Post su Facebok che rischiano di inquinare la democrazia? Nessun problema: a sradicarli ci penserà ora l’Arabia Saudita.
Post su Facebok che rischiano di inquinare la democrazia? Nessun problema: a sradicarli ci penserà ora l’Arabia Saudita. A rivelarlo una inchiesta della giornalista Katie Harbath che documenta di una davvero sconcertante partnership tra Facebook e il Digital Forensic Research Lab dell’Atlantic Council finalizzata a “neutralizzare le campagne di disinformazione in tutto il mondo”.

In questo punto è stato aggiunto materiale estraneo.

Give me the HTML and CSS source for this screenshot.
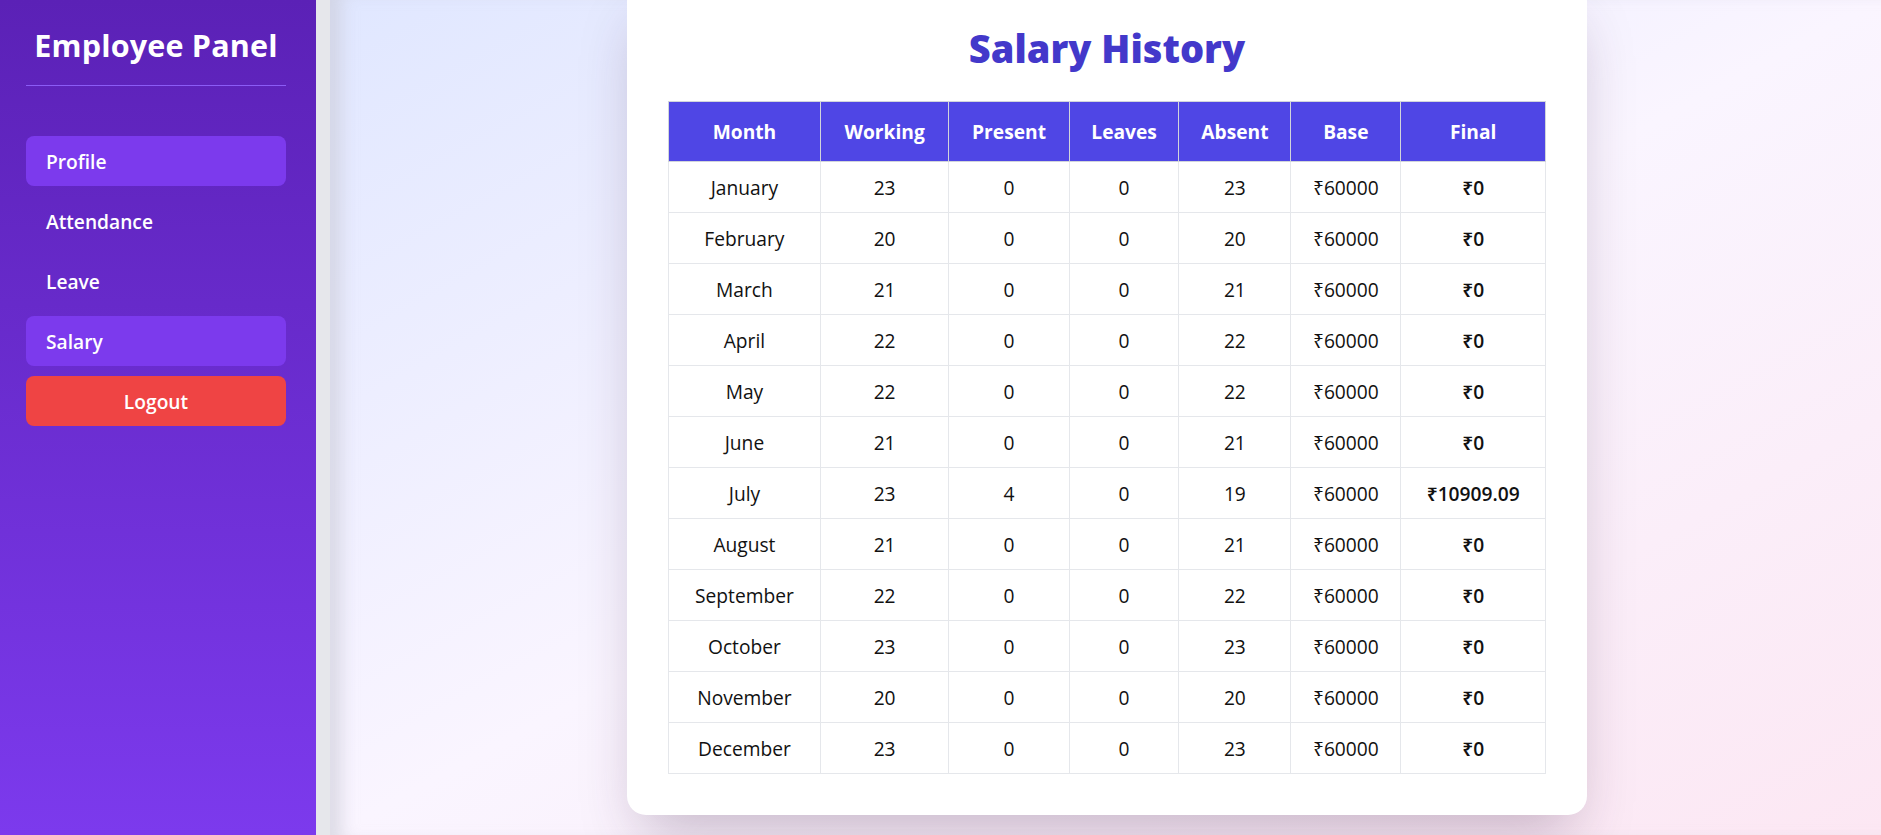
FILE: index.html
```html
<!DOCTYPE html>
<html lang="en">
<head>
<meta charset="utf-8">
<title>Employee Panel - Salary History</title>
<link rel="stylesheet" href="styles.css">
</head>
<body>
<div class="layout">
  <aside class="sidebar">
    <h1 class="brand">Employee Panel</h1>
    <nav class="nav">
      <a class="nav-item active" href="#">Profile</a>
      <a class="nav-item" href="#">Attendance</a>
      <a class="nav-item" href="#">Leave</a>
      <a class="nav-item active" href="#">Salary</a>
      <button class="logout" type="button">Logout</button>
    </nav>
  </aside>
  <main class="main">
    <section class="card">
      <h2 class="card-title">Salary History</h2>
      <table class="salary-table">
        <thead>
          <tr><th>Month</th><th>Working</th><th>Present</th><th>Leaves</th><th>Absent</th><th>Base</th><th>Final</th></tr>
        </thead>
        <tbody>
          <tr><td>January</td><td>23</td><td>0</td><td>0</td><td>23</td><td>₹60000</td><td class="final">₹0</td></tr>
          <tr><td>February</td><td>20</td><td>0</td><td>0</td><td>20</td><td>₹60000</td><td class="final">₹0</td></tr>
          <tr><td>March</td><td>21</td><td>0</td><td>0</td><td>21</td><td>₹60000</td><td class="final">₹0</td></tr>
          <tr><td>April</td><td>22</td><td>0</td><td>0</td><td>22</td><td>₹60000</td><td class="final">₹0</td></tr>
          <tr><td>May</td><td>22</td><td>0</td><td>0</td><td>22</td><td>₹60000</td><td class="final">₹0</td></tr>
          <tr><td>June</td><td>21</td><td>0</td><td>0</td><td>21</td><td>₹60000</td><td class="final">₹0</td></tr>
          <tr><td>July</td><td>23</td><td>4</td><td>0</td><td>19</td><td>₹60000</td><td class="final">₹10909.09</td></tr>
          <tr><td>August</td><td>21</td><td>0</td><td>0</td><td>21</td><td>₹60000</td><td class="final">₹0</td></tr>
          <tr><td>September</td><td>22</td><td>0</td><td>0</td><td>22</td><td>₹60000</td><td class="final">₹0</td></tr>
          <tr><td>October</td><td>23</td><td>0</td><td>0</td><td>23</td><td>₹60000</td><td class="final">₹0</td></tr>
          <tr><td>November</td><td>20</td><td>0</td><td>0</td><td>20</td><td>₹60000</td><td class="final">₹0</td></tr>
          <tr><td>December</td><td>23</td><td>0</td><td>0</td><td>23</td><td>₹60000</td><td class="final">₹0</td></tr>
        </tbody>
      </table>
    </section>
  </main>
</div>
</body>
</html>
```

FILE: styles.css
```css
* { box-sizing: border-box; }

html, body {
  margin: 0;
  padding: 0;
  height: 100%;
}

body {
  font-family: "Open Sans", "Noto Sans", "DejaVu Sans", sans-serif;
  font-size: 19.2px;
  color: #111;
  overflow: hidden;
}

.layout {
  display: flex;
  height: 100vh;
  background: #e6e7eb;
}

.sidebar {
  width: 316px;
  flex: 0 0 316px;
  background: linear-gradient(to bottom, #5b21b6, #7c3aed);
  padding: 27px 30px 0 26px;
  color: #fff;
  position: relative;
  z-index: 1;
}

.brand {
  margin: 0;
  font-size: 30.5px;
  line-height: 36px;
  font-weight: 700;
  text-align: center;
  padding-bottom: 22px;
  border-bottom: 1px solid #8b5cf6;
  letter-spacing: 0.2px;
}

.nav {
  display: flex;
  flex-direction: column;
  gap: 10px;
  margin-top: 50px;
}

.nav-item {
  display: flex;
  align-items: center;
  height: 50px;
  padding: 0 20px;
  border-radius: 8px;
  color: #fff;
  text-decoration: none;
  font-weight: 600;
  font-size: 19.2px;
}

.nav-item.active {
  background: #7c3aed;
}

.logout {
  height: 50px;
  border: 0;
  border-radius: 8px;
  background: #ef4444;
  color: #fff;
  font-family: inherit;
  font-size: 19.2px;
  font-weight: 600;
}

.main {
  flex: 1;
  margin-left: 14px;
  display: flex;
  flex-direction: column;
  justify-content: flex-end;
  align-items: center;
  padding: 0 0 20px 3px;
  background: linear-gradient(to bottom right, #e0e7ff, #faf5ff 50%, #fce7f3);
  box-shadow: inset 20px 0 16px -8px rgba(200, 200, 212, 0.55);
  overflow: hidden;
}

.card {
  width: 960px;
  flex: none;
  background: #fff;
  border-radius: 19px;
  padding: 41px;
  box-shadow: 0 30px 60px -14px rgba(60, 30, 70, 0.28);
}

.card-title {
  margin: 0 0 29px;
  text-align: center;
  color: #4338ca;
  font-size: 38px;
  line-height: 48px;
  font-weight: 800;
}

.salary-table {
  width: 100%;
  border-collapse: collapse;
  border: 1px solid #e5e7eb;
  text-align: center;
}

.salary-table th {
  background: #4f46e5;
  color: #fff;
  font-weight: 700;
  height: 60px;
  padding: 0 10px;
  border: 1px solid #d1d5db;
}

.salary-table td {
  height: 51px;
  padding: 0 10px;
  border: 1px solid #e5e7eb;
  font-weight: 400;
}

.salary-table td.final {
  font-weight: 600;
}
```
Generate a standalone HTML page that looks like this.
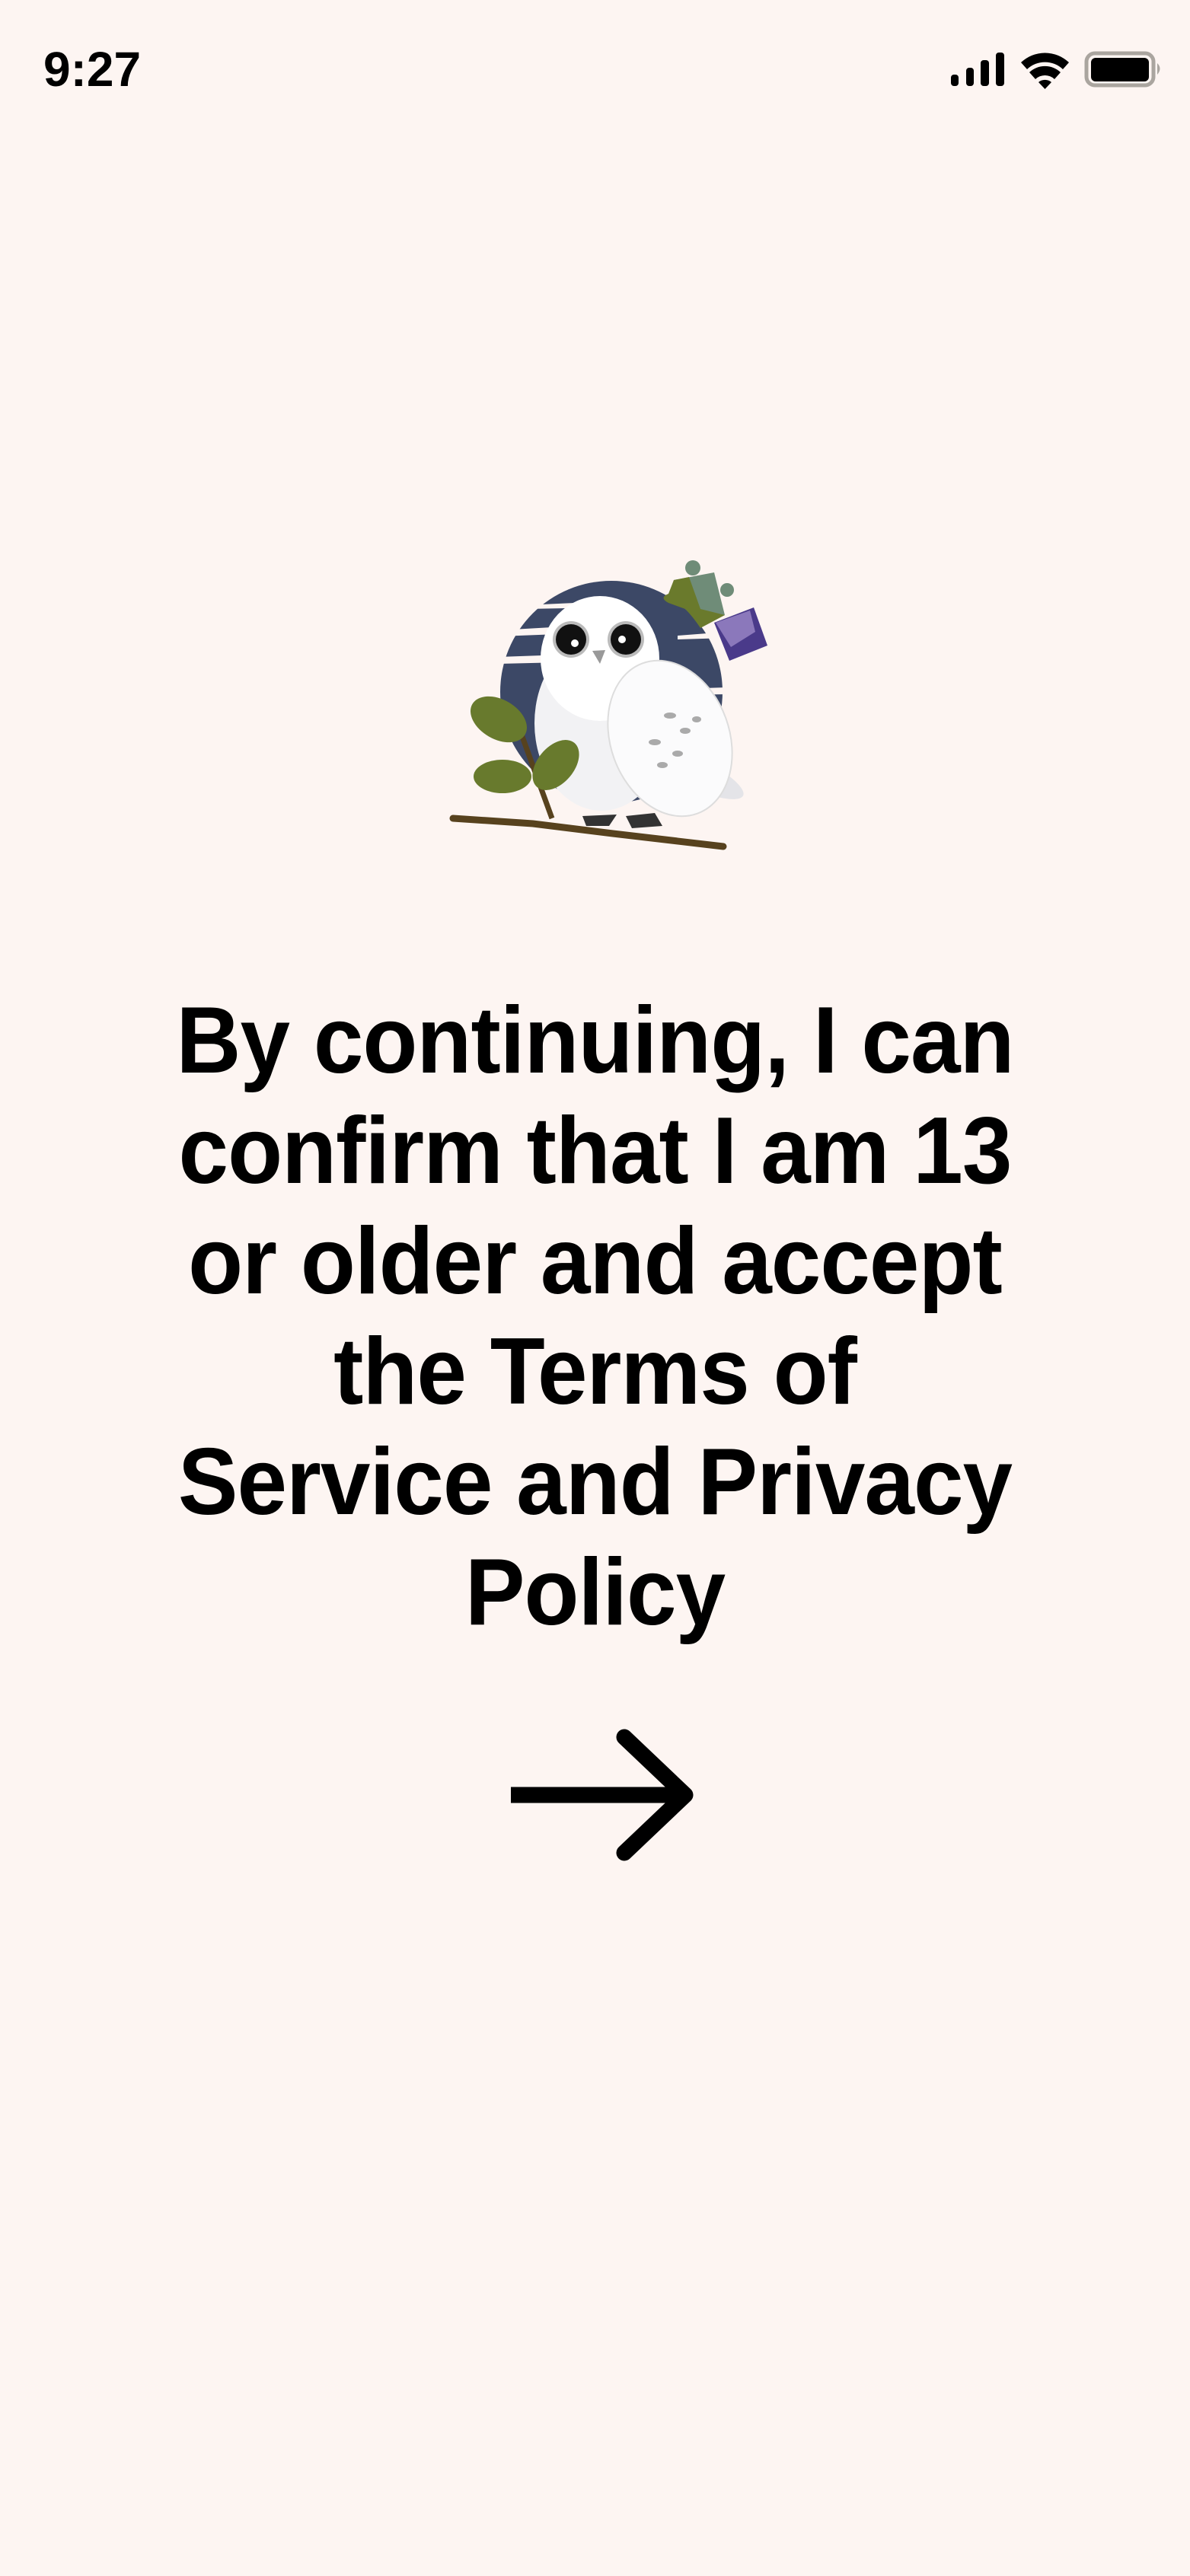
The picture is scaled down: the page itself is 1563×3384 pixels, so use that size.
<!DOCTYPE html>
<html><head><meta charset="utf-8"><style>
html,body{margin:0;padding:0}
body{width:1563px;height:3384px;background:#fdf5f2;position:relative;overflow:hidden;font-family:"Liberation Sans",Arial,sans-serif}
.time{position:absolute;left:57px;top:56px;font-size:64px;font-weight:bold;line-height:70px;color:#000}
.txt{position:absolute;left:0;width:1563px;top:1295px;text-align:center;font-weight:bold;font-size:124px;line-height:145px;color:#000;letter-spacing:-1px;transform:scaleX(0.95);transform-origin:781px 0}
</style></head><body>
<div class="time">9:27</div>
<svg style="position:absolute;left:0;top:0" width="1563" height="140">
<rect x="1249" y="98" width="10" height="15" rx="4"/>
<rect x="1269" y="89" width="10" height="24" rx="4"/>
<rect x="1288" y="79" width="11" height="34" rx="4"/>
<rect x="1308" y="69" width="11" height="44" rx="4"/>
<path d="M1341 82 A46 46 0 0 1 1404 82 L1396 91 A34 34 0 0 0 1349 91 Z"/>
<path d="M1352 95 A30 30 0 0 1 1393 95 L1385 104 A18 18 0 0 0 1360 104 Z"/>
<path d="M1364 108 A13 13 0 0 1 1381 108 L1372.5 117 Z"/>
<rect x="1427" y="70" width="88" height="42" rx="11" fill="none" stroke="#aaa59f" stroke-width="5"/>
<rect x="1433" y="76" width="76" height="31" rx="6"/>
<path d="M1520 83 Q1527 90 1520 98 Z" fill="#aaa59f"/>
</svg>
<svg style="position:absolute;left:560px;top:700px" width="480" height="460" viewBox="0 0 480 460">
<circle cx="243" cy="209" r="146" fill="#3c4866"/>
<path d="M95 128 L200 122 L200 132 L95 136Z M95 163 L180 160 L180 170 L95 172Z M130 95 L240 90 L240 98 L130 100Z M330 135 L395 130 L395 138 L330 140Z M330 205 L395 203 L395 212 L330 213Z" fill="#fdf5f2"/>
<path d="M325 62 L378 52 L392 108 L358 118 L348 85 L318 92Z" fill="#6f8c78"/>
<path d="M325 62 L345 58 L360 100 L392 108 L360 125 Q350 110 340 100 L318 92 Q305 85 318 80Z" fill="#6a7a2c"/>
<circle cx="350" cy="46" r="10" fill="#6f8c78"/>
<circle cx="395" cy="75" r="9" fill="#6f8c78"/>
<path d="M378 118 L430 98 L448 148 L398 168Z" fill="#4a3a8a"/>
<path d="M380 118 L425 102 L432 130 L400 150Z" fill="#8b78bb"/>
<ellipse cx="330" cy="305" rx="95" ry="22" transform="rotate(25 330 305)" fill="#e4e4e8"/>
<ellipse cx="230" cy="250" rx="88" ry="115" fill="#f2f2f4"/>
<ellipse cx="228" cy="165" rx="78" ry="82" fill="#fff"/>
<ellipse cx="320" cy="270" rx="78" ry="105" transform="rotate(-20 320 270)" fill="#fbfbfc" stroke="#ddd" stroke-width="2"/>
<g fill="#aaa"><ellipse cx="320" cy="240" rx="8" ry="4"/><ellipse cx="340" cy="260" rx="7" ry="4"/><ellipse cx="300" cy="275" rx="8" ry="4"/><ellipse cx="330" cy="290" rx="7" ry="4"/><ellipse cx="355" cy="245" rx="6" ry="4"/><ellipse cx="310" cy="305" rx="7" ry="4"/></g>
<circle cx="190" cy="140" r="24" fill="#bbb"/><circle cx="190" cy="140" r="20" fill="#111"/><circle cx="195" cy="145" r="5" fill="#fff"/>
<circle cx="262" cy="140" r="24" fill="#bbb"/><circle cx="262" cy="140" r="20" fill="#111"/><circle cx="257" cy="140" r="5" fill="#fff"/>
<path d="M218 155 L235 154 L228 172Z" fill="#999"/>
<path d="M205 372 L250 370 L240 385 L210 385Z M262 372 L300 368 L310 385 L270 388Z" fill="#333"/>
<path d="M35 375 L140 382 L245 395 L390 412" stroke="#57421e" stroke-width="9" fill="none" stroke-linecap="round"/>
<path d="M125 265 L165 375" stroke="#57421e" stroke-width="7" fill="none"/>
<ellipse cx="95" cy="245" rx="40" ry="26" transform="rotate(30 95 245)" fill="#687a2d"/>
<ellipse cx="100" cy="320" rx="38" ry="22" fill="#687a2d"/>
<ellipse cx="170" cy="305" rx="38" ry="24" transform="rotate(-50 170 305)" fill="#687a2d"/>
</svg>
<div class="txt">By continuing, I can<br>confirm that I am 13<br>or older and accept<br>the Terms of<br>Service and Privacy<br>Policy</div>
<svg style="position:absolute;left:660px;top:2270px" width="260" height="180">
<path d="M11 88 L241 88" stroke="#000" stroke-width="21" fill="none"/>
<path d="M160 12 L240 88 L160 164" stroke="#000" stroke-width="21" fill="none" stroke-linecap="round" stroke-linejoin="round"/>
</svg>
</body></html>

Ma che cos’è l’Atlantic Council? Come recita la sua brochure: “un think tank americano con sede a Washington, D.C. il cui scopo è promuovere la leadership americana e promuovere accordi internazionali basati sul ruolo centrale della comunità atlantica". Curioso che questo “think tank americano” sia, sostanzialmente, una potentissima lobby dell’Arabia Saudita (ufficialmente, spende “11 milioni di dollari per esercitare influenza diretta ai media e ai membri del Congresso USA e 1,3 milioni per le attività collaterali”). Chissà ora quanto spenderà per sradicare la “disinformazione” su Facebook.
In attesa di saperlo - sempre a proposito di lobby dell’Arabia Saudita e media - una piccola autocitazione. Quattro mesi fa su l’Antidiplomatico avevamo scritto di una strana enfatizzazione del “rinnovamento democratico in Arabia Saudita”, portata avanti da Repubblica; campagna culminata nella (per noi, una bufala) concessione della “patente alle donne”. Oggi proprio Repubblica ci riferisce che cinque attiviste saudite che si battevano per il diritto delle donne a guidare sono state messe in galera; aggiungendo, comunque, che “Fra poco più di un mese la storica svolta voluta dal principe ereditario che abolirà il divieto per le donne di mettersi al volante. Ma il blitz getta ombre sulla reale volontà di metterla in pratica.”
Peccato che del “democratico” principe ereditario Mohammed bin Salman (già distintosi per sequestrare altri scagnozzi della famiglia reale per farsi consegnare i loro averi) da un mese non si abbiano notizie. Né altro.